Retirement Planning

Do You Need Life Insurance When You Retire?

The traditional thinking about life insurance is that you only need life insurance when you have an income to protect, when you have a mortgage, or when you have kids to support. Once you hit 65 and retire, says the myth, you don’t need life insurance. That is not true. There are many good reasons for having life insurance after 65, though it is true that it isn’t right for everyone.

If you have an existing permanent life insurance policy, for example, you may be able to tap into accumulated cash value as a form of retirement income. You can incorporate the funds inside your permanent life insurance policy to complement other forms of retirement income such as Social Security, 401(k) plans, and IRAs.

There also comes a point where people become concerned about outliving their retirement savings. Drawing on the cash value of a permanent life insurance policy enables people to use other resources to guarantee lifetime income, such as a longevity annuity or a guaranteed living benefit.

What if you don’t have an existing life insurance policy when you retire? Maybe you bought into the idea that you should only buy term life insurance and invest the difference. Maybe you did invest it, or maybe you spent it. No matter, there are reasons that permanent life insurance might be a good idea for you after retirement. One in particular is to transfer wealth from one generation to the next.

3 Ways to Use Life Insurance for Wealth Transfer

Life insurance can be an effective vehicle for transferring wealth to your heirs while avoiding inheritance taxes. While the federal exemption for estate taxes have been raised to $5.43 million for 2015, there are still state inheritance taxes to consider. There are several states in the U.S. where you wouldn’t want to be caught dead, from an estate planning perspective.

Of course, such policies have to be set up correctly. Life insurance payouts are generally free of income tax, but they are still subject to inheritance taxes if they are owned by the insured. That is, if you own a policy on yourself, then it is considered part of your estate.

Here are three examples of how permanent life insurance can be used for wealth transfer:

  1. Set up an irrevocable life insurance trust. You would then gift premiums to the trust — as long as the gifts are under the annual gift tax exemption, you wouldn’t have to worry about paying gift tax. The beneficiary of the policy would be the trust rather than your estate, so the policy wouldn’t be included in your estate for estate tax purposes. The proceeds of the trust would then be distributed to your children or grandchildren, however you set it up. The downside of this approach is that, because the owner of the policy is an irrevocable trust, you have no access to that policy. You give up any access to it in exchange for the tax benefits.
  2. Use a survivorship policy. If you might need access to the cash value of the policy, you can use a survivorship policy, one that covers multiple people and doesn’t pay out until the last person passes away.
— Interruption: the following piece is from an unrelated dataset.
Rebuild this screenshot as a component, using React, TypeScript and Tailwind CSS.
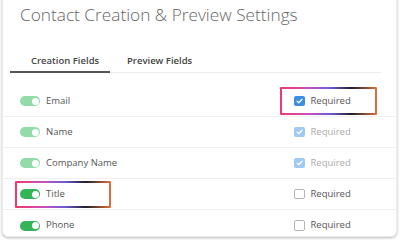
import React from "react";

const grad =
  "bg-[linear-gradient(90deg,#f2386c_0%,#c94fbf_30%,#6d5bd3_52%,#1f1f2a_74%,#e4703a_100%)]";

function Toggle({ on }: { on: boolean }) {
  return (
    <div
      className={`shrink-0 w-[20px] h-[10px] rounded-full flex items-center justify-end pr-[1.5px] ${
        on ? "bg-[#35b457]" : "bg-[#92dcaa]"
      }`}
    >
      <div className="w-[7px] h-[7px] rounded-full bg-white" />
    </div>
  );
}

function Check({ state }: { state: "on" | "faded" | "off" }) {
  if (state === "off")
    return <div className="shrink-0 w-[10.5px] h-[10.5px] rounded-[2px] border border-[#b5b5b5] bg-white" />;
  return (
    <div
      className={`shrink-0 w-[10.5px] h-[10.5px] rounded-[2px] flex items-center justify-center ${
        state === "on" ? "bg-[#3b8ee3]" : "bg-[#9fcaf3]"
      }`}
    >
      <svg width="7" height="6" viewBox="0 0 7 6">
        <path d="M1 3.1 L2.8 4.8 L6 1.3" stroke="white" strokeWidth="1.3" fill="none" strokeLinecap="round" strokeLinejoin="round" />
      </svg>
    </div>
  );
}

type Row = {
  label: string;
  on: boolean;
  check: "on" | "faded" | "off";
  hlLeft?: boolean;
  hlRight?: boolean;
};

const rows: Row[] = [
  { label: "Email", on: false, check: "on", hlRight: true },
  { label: "Name", on: false, check: "faded" },
  { label: "Company Name", on: false, check: "faded" },
  { label: "Title", on: true, check: "off", hlLeft: true },
  { label: "Phone", on: true, check: "off" },
];

export default function App() {
  return (
    <div
      className="w-[400px] h-[243px] bg-white overflow-hidden"
      style={{ fontFamily: "'Open Sans', sans-serif" }}
    >
      <div className="ml-[2px] w-[395px] h-[243px] -mt-[6px] rounded-md bg-white border border-[#ececec] shadow-[0_1px_3px_rgba(0,0,0,0.28)] flex flex-col overflow-hidden">
        <div className="pt-[7px] pl-[17px] text-[17.25px] leading-[26px] font-light text-[#666] whitespace-nowrap">
          Contact Creation &amp; Preview Settings
        </div>
        <div className="mt-[26px] ml-[7px] mr-[15px] flex border-b border-[#ececec]">
          <div className="w-[100px] pl-[21px] pb-[3px] text-[9.5px] leading-[14px] font-semibold text-[#444] border-b-2 border-[#555] -mb-px">
            Creation Fields
          </div>
          <div className="pl-[17px] pb-[3px] text-[9.5px] leading-[14px] font-semibold text-[#444]">
            Preview Fields
          </div>
        </div>
        <div className="mt-[13px] flex flex-col">
          {rows.map((r) => (
            <div
              key={r.label}
              className="h-[31px] border-b border-[#f0f0f0] last:border-b-0 flex items-center justify-between pl-[12px] pr-[19px]"
            >
              <div className={`w-[96px] h-[27px] p-[2px] rounded-[1px] ${r.hlLeft ? grad : ""}`}>
                <div className="w-full h-full bg-white flex items-center gap-[6px] pl-[3px]">
                  <Toggle on={r.on} />
                  <span className="text-[9.5px] text-[#555] whitespace-nowrap">{r.label}</span>
                </div>
              </div>
              <div className={`w-[97px] h-[28px] p-[2px] rounded-[1px] ${r.hlRight ? grad : ""}`}>
                <div className="w-full h-full bg-white flex items-center gap-[6px] pl-[12px]">
                  <Check state={r.check} />
                  <span
                    className={`text-[9.5px] ${r.check === "faded" ? "text-[#aaa]" : "text-[#555]"}`}
                  >
                    Required
                  </span>
                </div>
              </div>
            </div>
          ))}
        </div>
      </div>
    </div>
  );
}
Initially, the policy would be owned by one of the insured, but when the first insured passes, the policy would then move into a trust. The trust becomes the beneficiary, avoiding estate tax because the survivorship policy pays the death benefit on the last death, not the first death.
  3. Insure the children for the benefit of the grandchildren. This can be a very cost-effective way for people in their 60s or 70s to use life insurance for wealth transfer in a “skip generation” strategy. Generation 1 owns the policy, so they can have access to the cash if they want, but then when they die, the policy goes into a trust for the benefit of generation 3.

These are complex matters, so you will want to discuss these items with your financial professional and legal advisors to determine what post-retirement life insurance strategies make sense for you.

This post is for informational purposes only and should not be considered as specific financial, legal or tax advice. Depending on your individual circumstances, the strategies discussed in this presentation may not be appropriate for your situation. The information in this material is not intended as tax or legal advice. Always consult your legal or tax professionals for specific information regarding your individual situation.